Developing a drug molecule is a project that takes several years. Järvinen’s research group screened billions of molecules before finding the suitable one. This was followed by long cell culture characterisation of the best candidate, carried out in collaboration with two international laboratories. Finally, treatment trials were performed in an animal model of EB.

Photo: Jonne Renvall/Tampere University

“The methodology is so demanding that it cannot be done by just one research group alone. As it has taken ten years of rigorous work by many dedicated people, the focus stays firmly on reaching the goal,” Järvinen notes. The academic research phase is followed by the actual commercialisation process. Järvinen explains that pharmaceutical companies do not just come knocking at your door. Instead, one must be proactive and transfer from the academic world into the unfamiliar world of biotechnology.

“The commercialisation process comes on top of all other daily work. Managing different drug development budgets, drug testing, regulatory discussions and commercialisation plans easily also takes up holidays, weekends and nights, because the basic work still must be done as well,” Järvinen explains. The drug molecule has now been licensed to the Theravia/Norgine, and the FDA in the United States and EMA in Europe have granted it both orphan drug and paediatric orphan drug designations, enabling the fastest possible regulatory processes. Even so, it will still take years before the molecule can become a finished medicine on the market.

Joy of discovery cannot be bought

But how did an orthopaedist end up developing drug molecules? The story begins more than twenty years ago.

Järvinen was interested in sports and traumatic injuries where blood supply to the tissues is inhibited, such as in fractures and injured muscles. Getting blood to the injured area is at the core of healing, so Järvinen became interested in the formation of new blood vessels, a process called angiogenesis.

In 2003, Järvinen became a postdoctoral researcher in professor Erkki Ruoslahti’s laboratory in La Jolla, California. Dr. Erkki Ruoslahti, M.D., Ph.D. and his group had described a phenomenon resembling the postal code system used in mail delivery: human blood vessels also have tissue and disease specific “postal codes” known as “vascular zip codes”.

“Ruoslahti’s group had succeeded in finding and developing peptides that utilised these zip codes. They target and bind to the new blood vessels growing in tumors, enabling drugs to be directed precisely into the tumor. Dr. Ruoslahti offered me the opportunity to apply screening technology to identify molecules that home into a desired tissue in surgery. I found it a fantastic opportunity! I thought I would get to do something no other surgeon in the world was doing because the traditional assumption in surgery is that the surgeon places any drug compound in the desired location manually,” Järvinen says.

“A funny coincidence was that while I was working in Dr. Ruoslahti’s group in La Jolla, Nobel laureate Roger Tsien was studying the same topic at the University of California at San Diego. So, there were only the two of us in the world interested in this idea, and we were working just a few kilometres apart,” Järvinen notes.

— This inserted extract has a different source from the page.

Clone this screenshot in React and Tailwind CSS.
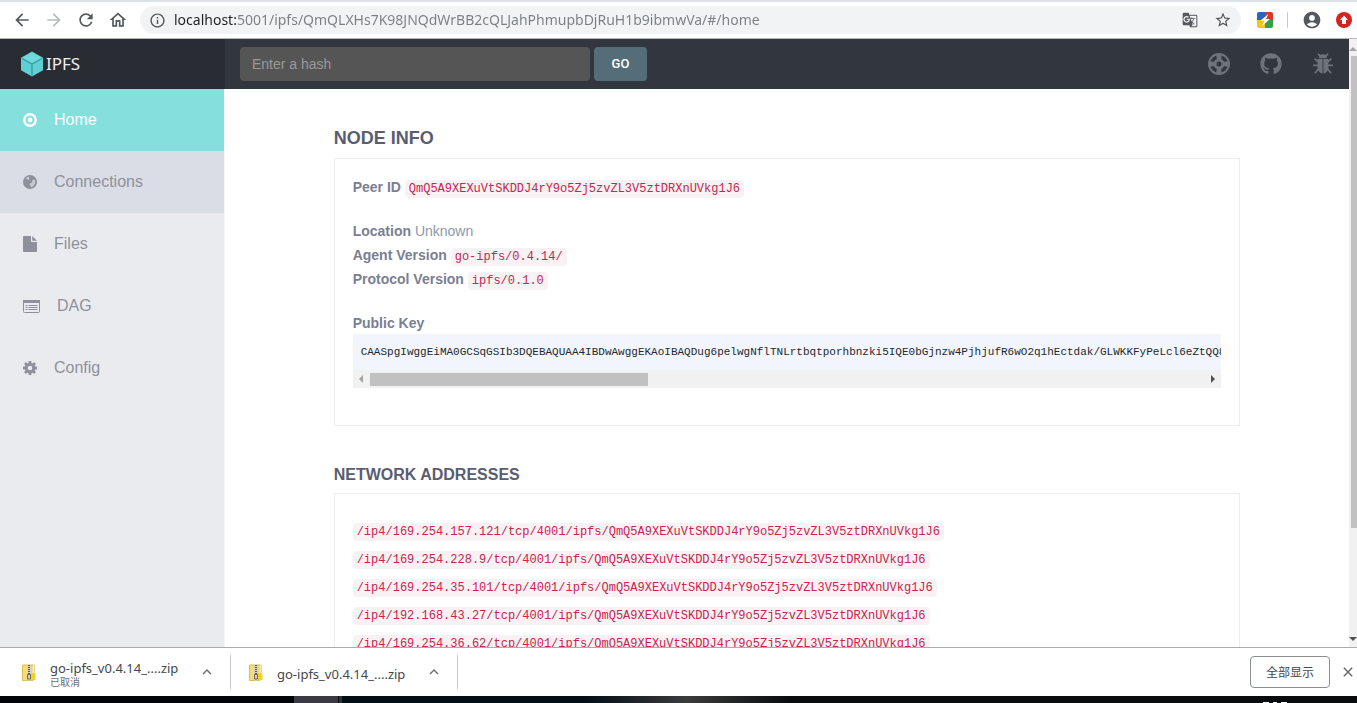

As the process advanced, a peptide was found that used the bloodstream to home into vessels in both skin and skin wounds and penetrated all skin tissue from there. With this discovery, it was natural that interest shifted toward the severe skin disease EB where the condition leads to wound formation as well as to treatment options.

The passion for basic research that galvanised Järvinen more than 20 years ago has not faded.

“My father used to tell both his own PhD students and me that the “pure joy of discovery cannot be bought in a store”. That is what still pushes me forward. Whenever I see under the microscope that the cells are finally doing something we have long hoped for, the joy of discovery is a feeling you cannot get anywhere else,” Järvinen points out.

Nor has the passion faded from Dr. Ruoslahti who first ignited the spark. 

“Even though Dr. Ruoslahti is officially retired, we still go through research results every week. Just this morning, I got his opinion on our research findings from California,” Järvinen says.